[Brief]
In the listing below, identify each line with the word "components" and return those lines.

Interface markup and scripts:

■ ■ ■ ■ ■

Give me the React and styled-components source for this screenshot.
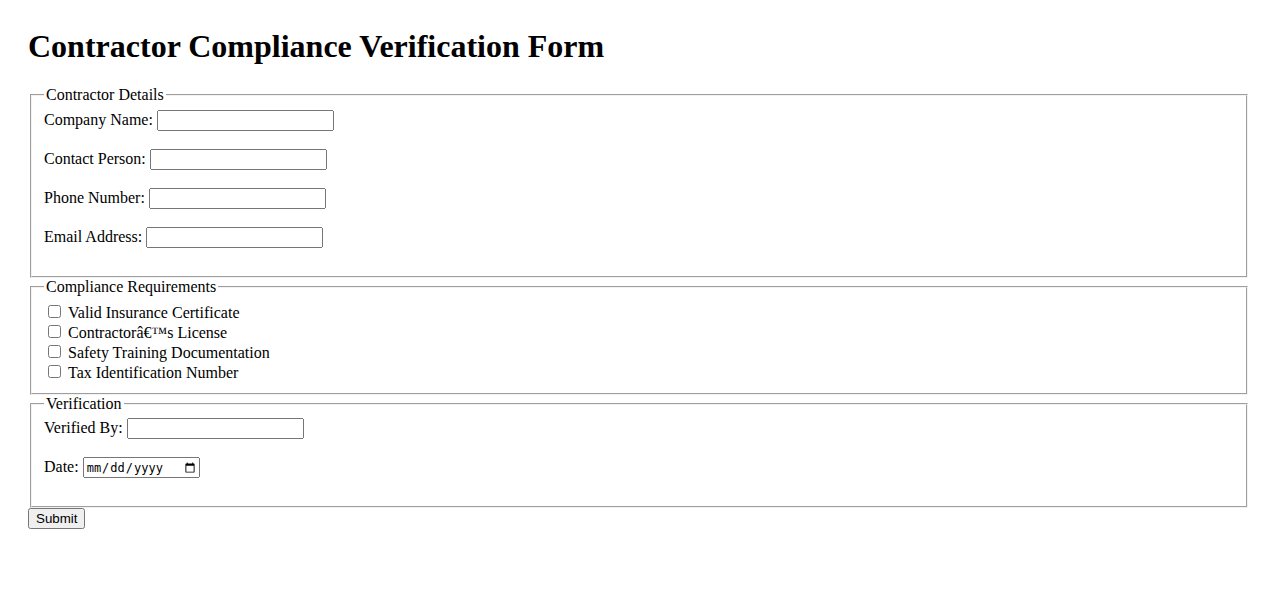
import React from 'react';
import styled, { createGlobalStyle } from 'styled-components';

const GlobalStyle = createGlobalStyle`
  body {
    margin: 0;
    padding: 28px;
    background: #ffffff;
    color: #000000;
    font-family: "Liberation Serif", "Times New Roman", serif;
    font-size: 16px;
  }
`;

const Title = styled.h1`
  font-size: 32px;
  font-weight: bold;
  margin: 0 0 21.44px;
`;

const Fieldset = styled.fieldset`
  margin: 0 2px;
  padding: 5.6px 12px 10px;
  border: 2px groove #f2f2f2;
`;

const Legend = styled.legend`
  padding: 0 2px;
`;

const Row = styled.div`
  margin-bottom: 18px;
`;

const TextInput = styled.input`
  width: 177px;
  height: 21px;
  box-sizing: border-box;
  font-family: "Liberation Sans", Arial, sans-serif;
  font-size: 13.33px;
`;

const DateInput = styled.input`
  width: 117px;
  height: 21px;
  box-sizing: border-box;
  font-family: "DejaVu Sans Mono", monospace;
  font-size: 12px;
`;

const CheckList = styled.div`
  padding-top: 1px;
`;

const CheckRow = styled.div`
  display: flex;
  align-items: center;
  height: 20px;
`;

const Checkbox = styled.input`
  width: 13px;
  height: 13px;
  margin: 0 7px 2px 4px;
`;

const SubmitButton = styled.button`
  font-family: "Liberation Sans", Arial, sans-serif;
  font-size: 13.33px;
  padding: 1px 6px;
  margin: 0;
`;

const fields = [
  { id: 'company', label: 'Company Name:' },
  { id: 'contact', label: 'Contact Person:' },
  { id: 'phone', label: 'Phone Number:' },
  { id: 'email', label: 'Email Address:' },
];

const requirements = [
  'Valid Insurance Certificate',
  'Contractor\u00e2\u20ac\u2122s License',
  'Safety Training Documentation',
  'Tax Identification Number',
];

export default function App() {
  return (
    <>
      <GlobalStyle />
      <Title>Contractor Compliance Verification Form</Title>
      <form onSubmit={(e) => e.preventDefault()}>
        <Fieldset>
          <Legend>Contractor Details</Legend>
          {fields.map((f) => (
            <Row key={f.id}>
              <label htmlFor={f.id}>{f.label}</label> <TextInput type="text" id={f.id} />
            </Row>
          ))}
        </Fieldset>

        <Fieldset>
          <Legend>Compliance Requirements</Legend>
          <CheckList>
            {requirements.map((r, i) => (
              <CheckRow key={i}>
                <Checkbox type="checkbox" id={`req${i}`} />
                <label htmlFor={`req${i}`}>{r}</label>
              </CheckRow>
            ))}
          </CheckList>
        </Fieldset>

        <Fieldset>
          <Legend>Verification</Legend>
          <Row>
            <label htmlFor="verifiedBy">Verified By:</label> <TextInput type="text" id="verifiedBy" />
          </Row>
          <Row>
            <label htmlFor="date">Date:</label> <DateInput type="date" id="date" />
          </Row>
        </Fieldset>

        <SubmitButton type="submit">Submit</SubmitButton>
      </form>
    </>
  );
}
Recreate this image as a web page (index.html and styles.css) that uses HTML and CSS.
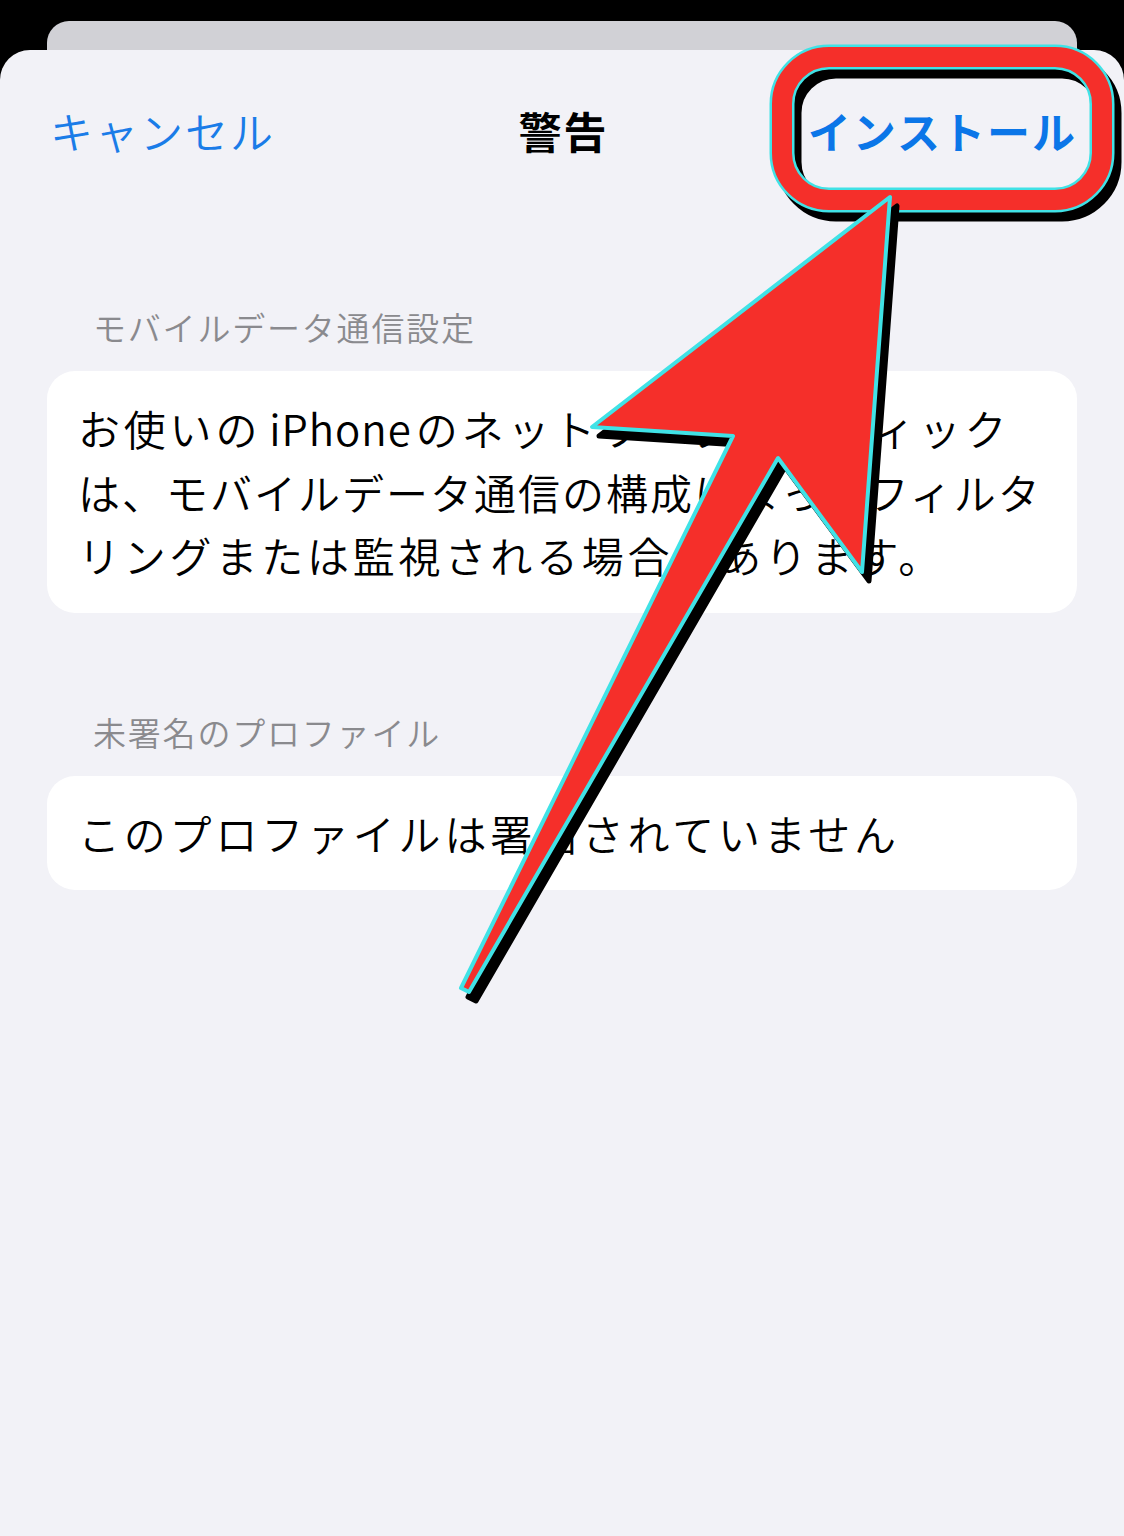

■ ■ ■ ■ ■

[Exercise result]
Give me the React and styled-components source for this screenshot.
import styled, { createGlobalStyle } from 'styled-components';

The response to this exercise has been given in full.